Any notice to the Participant will be addressed to the
Participant at the address on file with the Company.  Any party
may change its address by giving written notice of such change to
the other party pursuant to this Section.
                                
                           Article VI
                          MISCELLANEOUS

     6.1  Participant's Rights Unsecured.  The right of any
Participant to receive payments from his or her Deferred Fee
Account shall be a claim against the general assets of the
Company as an unsecured general creditor.  The Company may, in
its absolute discretion, establish one or more trusts or reserves
which may be funded by reference to amounts of Credits standing
in Participants' Deferred Fee Accounts hereunder or otherwise.
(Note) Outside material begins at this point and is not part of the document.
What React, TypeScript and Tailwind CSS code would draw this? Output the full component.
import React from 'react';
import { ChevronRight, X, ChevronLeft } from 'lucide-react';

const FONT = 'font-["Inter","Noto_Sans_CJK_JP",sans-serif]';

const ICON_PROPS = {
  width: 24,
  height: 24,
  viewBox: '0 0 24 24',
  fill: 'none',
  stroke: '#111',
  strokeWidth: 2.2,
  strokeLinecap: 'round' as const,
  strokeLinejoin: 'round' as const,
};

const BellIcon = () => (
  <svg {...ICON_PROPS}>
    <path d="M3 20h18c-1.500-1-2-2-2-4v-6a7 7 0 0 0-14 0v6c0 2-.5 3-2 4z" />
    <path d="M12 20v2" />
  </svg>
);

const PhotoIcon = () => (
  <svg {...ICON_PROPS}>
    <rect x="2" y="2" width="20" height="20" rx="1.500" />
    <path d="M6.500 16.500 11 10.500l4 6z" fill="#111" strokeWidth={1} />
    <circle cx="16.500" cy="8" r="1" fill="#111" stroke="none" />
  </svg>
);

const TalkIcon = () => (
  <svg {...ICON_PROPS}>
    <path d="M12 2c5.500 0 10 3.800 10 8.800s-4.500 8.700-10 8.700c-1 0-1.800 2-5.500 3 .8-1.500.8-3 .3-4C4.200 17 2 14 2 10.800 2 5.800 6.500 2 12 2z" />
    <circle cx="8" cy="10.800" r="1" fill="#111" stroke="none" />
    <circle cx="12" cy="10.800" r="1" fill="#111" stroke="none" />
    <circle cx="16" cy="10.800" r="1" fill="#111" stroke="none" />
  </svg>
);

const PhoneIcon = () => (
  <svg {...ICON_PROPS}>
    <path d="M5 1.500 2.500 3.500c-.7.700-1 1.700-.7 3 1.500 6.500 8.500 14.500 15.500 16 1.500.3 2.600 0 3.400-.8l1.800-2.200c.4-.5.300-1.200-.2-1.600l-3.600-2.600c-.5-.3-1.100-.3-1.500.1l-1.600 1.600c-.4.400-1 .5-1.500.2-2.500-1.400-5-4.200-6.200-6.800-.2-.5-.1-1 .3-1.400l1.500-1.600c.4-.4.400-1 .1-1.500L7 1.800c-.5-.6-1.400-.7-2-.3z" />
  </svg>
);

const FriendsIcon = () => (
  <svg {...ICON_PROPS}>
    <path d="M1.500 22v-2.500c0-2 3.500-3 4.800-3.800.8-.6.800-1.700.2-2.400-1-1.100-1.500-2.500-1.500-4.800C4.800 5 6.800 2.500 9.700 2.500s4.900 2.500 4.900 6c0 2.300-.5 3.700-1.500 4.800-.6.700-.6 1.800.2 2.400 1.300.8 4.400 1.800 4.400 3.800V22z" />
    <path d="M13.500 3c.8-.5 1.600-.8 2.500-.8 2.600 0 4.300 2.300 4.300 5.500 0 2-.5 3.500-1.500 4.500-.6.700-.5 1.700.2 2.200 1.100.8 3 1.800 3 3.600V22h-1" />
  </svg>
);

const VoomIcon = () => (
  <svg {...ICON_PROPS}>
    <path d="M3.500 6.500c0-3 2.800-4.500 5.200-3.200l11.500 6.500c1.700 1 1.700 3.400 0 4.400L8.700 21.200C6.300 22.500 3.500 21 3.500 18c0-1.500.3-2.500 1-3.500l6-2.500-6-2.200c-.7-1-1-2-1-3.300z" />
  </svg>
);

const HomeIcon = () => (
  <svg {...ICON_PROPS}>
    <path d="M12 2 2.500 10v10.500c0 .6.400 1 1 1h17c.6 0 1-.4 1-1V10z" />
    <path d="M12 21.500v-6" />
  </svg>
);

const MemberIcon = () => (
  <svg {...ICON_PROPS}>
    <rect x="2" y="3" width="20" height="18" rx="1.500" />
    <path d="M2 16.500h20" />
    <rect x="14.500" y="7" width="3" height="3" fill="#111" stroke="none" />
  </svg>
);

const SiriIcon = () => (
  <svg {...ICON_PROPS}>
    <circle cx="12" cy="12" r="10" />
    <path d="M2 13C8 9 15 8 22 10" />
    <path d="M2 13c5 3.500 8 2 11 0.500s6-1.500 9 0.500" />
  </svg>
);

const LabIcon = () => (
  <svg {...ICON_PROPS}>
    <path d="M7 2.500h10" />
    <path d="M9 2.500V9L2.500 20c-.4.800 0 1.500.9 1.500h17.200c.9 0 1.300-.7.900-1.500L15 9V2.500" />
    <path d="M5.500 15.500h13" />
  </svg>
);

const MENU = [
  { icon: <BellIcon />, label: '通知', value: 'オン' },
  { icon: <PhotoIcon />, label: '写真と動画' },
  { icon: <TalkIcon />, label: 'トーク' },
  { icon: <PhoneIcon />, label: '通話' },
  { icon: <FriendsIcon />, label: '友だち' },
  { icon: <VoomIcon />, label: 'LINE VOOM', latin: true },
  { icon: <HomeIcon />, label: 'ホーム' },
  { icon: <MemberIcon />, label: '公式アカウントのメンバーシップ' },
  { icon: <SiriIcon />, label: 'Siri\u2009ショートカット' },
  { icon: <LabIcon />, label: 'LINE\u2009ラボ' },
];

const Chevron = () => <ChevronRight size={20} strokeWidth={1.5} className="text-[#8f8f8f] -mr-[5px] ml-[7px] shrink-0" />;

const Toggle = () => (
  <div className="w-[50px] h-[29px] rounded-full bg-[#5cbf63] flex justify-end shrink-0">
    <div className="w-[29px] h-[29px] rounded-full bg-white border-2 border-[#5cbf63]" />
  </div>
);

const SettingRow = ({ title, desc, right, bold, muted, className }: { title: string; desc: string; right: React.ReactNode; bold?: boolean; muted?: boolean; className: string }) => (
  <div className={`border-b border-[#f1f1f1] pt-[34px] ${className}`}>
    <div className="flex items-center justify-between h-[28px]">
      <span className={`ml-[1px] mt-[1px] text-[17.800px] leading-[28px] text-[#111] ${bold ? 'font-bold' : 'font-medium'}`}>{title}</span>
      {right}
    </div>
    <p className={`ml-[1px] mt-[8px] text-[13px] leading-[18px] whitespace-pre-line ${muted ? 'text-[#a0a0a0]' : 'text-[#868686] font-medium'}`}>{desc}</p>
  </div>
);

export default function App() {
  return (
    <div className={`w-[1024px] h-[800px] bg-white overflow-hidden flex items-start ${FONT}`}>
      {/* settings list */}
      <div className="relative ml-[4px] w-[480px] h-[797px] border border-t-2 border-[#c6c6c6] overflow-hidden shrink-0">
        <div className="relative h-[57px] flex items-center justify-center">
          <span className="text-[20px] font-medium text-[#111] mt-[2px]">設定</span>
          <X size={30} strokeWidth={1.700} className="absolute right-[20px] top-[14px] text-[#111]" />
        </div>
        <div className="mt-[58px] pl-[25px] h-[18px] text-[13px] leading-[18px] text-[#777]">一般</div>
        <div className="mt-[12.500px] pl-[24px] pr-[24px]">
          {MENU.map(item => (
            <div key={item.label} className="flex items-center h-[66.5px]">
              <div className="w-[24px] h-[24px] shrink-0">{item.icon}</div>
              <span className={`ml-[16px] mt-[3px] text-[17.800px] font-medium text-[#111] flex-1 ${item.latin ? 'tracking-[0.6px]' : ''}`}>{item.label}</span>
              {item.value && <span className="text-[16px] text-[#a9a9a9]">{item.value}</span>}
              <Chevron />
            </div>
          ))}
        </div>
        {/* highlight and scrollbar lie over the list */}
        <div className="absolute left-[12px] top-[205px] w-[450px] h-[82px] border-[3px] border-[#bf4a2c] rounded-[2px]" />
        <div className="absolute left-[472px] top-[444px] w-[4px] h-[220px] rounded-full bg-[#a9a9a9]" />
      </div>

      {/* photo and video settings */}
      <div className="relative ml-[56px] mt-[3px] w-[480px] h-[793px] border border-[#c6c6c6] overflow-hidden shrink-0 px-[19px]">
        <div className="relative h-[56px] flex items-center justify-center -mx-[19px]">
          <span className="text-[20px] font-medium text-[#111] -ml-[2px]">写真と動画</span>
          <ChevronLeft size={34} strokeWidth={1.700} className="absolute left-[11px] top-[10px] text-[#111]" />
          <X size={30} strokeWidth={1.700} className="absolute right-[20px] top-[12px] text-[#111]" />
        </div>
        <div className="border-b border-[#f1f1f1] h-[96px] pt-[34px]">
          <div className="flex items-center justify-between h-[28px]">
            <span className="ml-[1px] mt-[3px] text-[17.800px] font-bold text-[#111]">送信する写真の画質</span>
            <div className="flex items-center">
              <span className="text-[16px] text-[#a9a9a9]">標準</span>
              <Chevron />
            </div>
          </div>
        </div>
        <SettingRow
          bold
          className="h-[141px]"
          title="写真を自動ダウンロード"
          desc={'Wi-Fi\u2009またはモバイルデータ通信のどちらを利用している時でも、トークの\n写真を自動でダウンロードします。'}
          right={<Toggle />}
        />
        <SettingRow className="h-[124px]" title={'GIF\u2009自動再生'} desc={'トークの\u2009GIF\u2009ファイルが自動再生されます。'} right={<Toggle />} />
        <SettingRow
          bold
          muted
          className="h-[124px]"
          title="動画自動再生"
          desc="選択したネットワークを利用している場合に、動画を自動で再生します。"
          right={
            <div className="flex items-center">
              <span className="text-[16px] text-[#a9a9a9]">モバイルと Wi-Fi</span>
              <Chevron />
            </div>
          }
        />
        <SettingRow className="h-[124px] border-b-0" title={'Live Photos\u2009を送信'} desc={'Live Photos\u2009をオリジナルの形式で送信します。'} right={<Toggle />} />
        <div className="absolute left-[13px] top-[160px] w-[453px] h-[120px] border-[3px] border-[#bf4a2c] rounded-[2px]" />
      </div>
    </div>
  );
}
     6.2  Non-assignability.  The right of any Participant or
Deferred Fee Account Beneficiary to the payment of Credits in a
Deferred Fee Account shall not be assigned, transferred, pledged
or encumbered and shall not be subject in any manner to
alienation or anticipation.  The foregoing does not prevent the
assignment of any separate right under the Estate Enhancement
Option Election.

     6.3  Administration and Interpretation.  The Plan shall be
administered by the  Committee which shall have authority to
adopt rules and regulations for carrying out the Plan and to
interpret, construe and implement its provisions.  In the
administration of this Plan, the Plan Administrator from time to
time may employ agents and delegate to them or to others such
administrative duties as it sees fit.  The Plan Administrator
from time to time may consult with counsel, who may be counsel to
the Company.  All costs and expenses incurred in administering
the Plan, including the expenses of the Plan Administrator, the
fees and expenses of the Trustee, the fees and charges payable
under the investment arrangements, and other legal and
administrative expenses, shall be paid by the Plan.
     
     The Company will indemnify and hold harmless the Plan
Administrator and any employees of the Company to whom
administrative duties are delegated, against any and all claims,
loss, damage, expense or liability arising from any action or
failure to act with respect to this Plan, except in the case of
gross negligence or willful misconduct by the Plan Administrator.

     6.4  Business Days.  If any date specified herein falls on a
Saturday, Sunday or legal holiday, such date shall be deemed to
refer to the next business day thereafter.

     6.5  Amendment and Termination.  The Plan may be amended,
modified or terminated at any time by the Board of Directors.  No
amendment, modification or termination shall, without the consent
of a Participant, adversely affect such Participant's rights with
respect to amounts theretofore credited to his or her Deferred
Fee Account or earlier effect the payment of Fees already
deferred.

     6.6  Notices.  All notices to the Company under the Plan
shall be in writing and shall be given to the Secretary or to an
agent or other person designated by the Secretary.

     6.7  Governing Law.  This Plan shall be construed in
accordance with and governed by the laws of the Commonwealth of
Pennsylvania, excluding any choice of law provisions which may
indicate the application of the laws of another jurisdiction.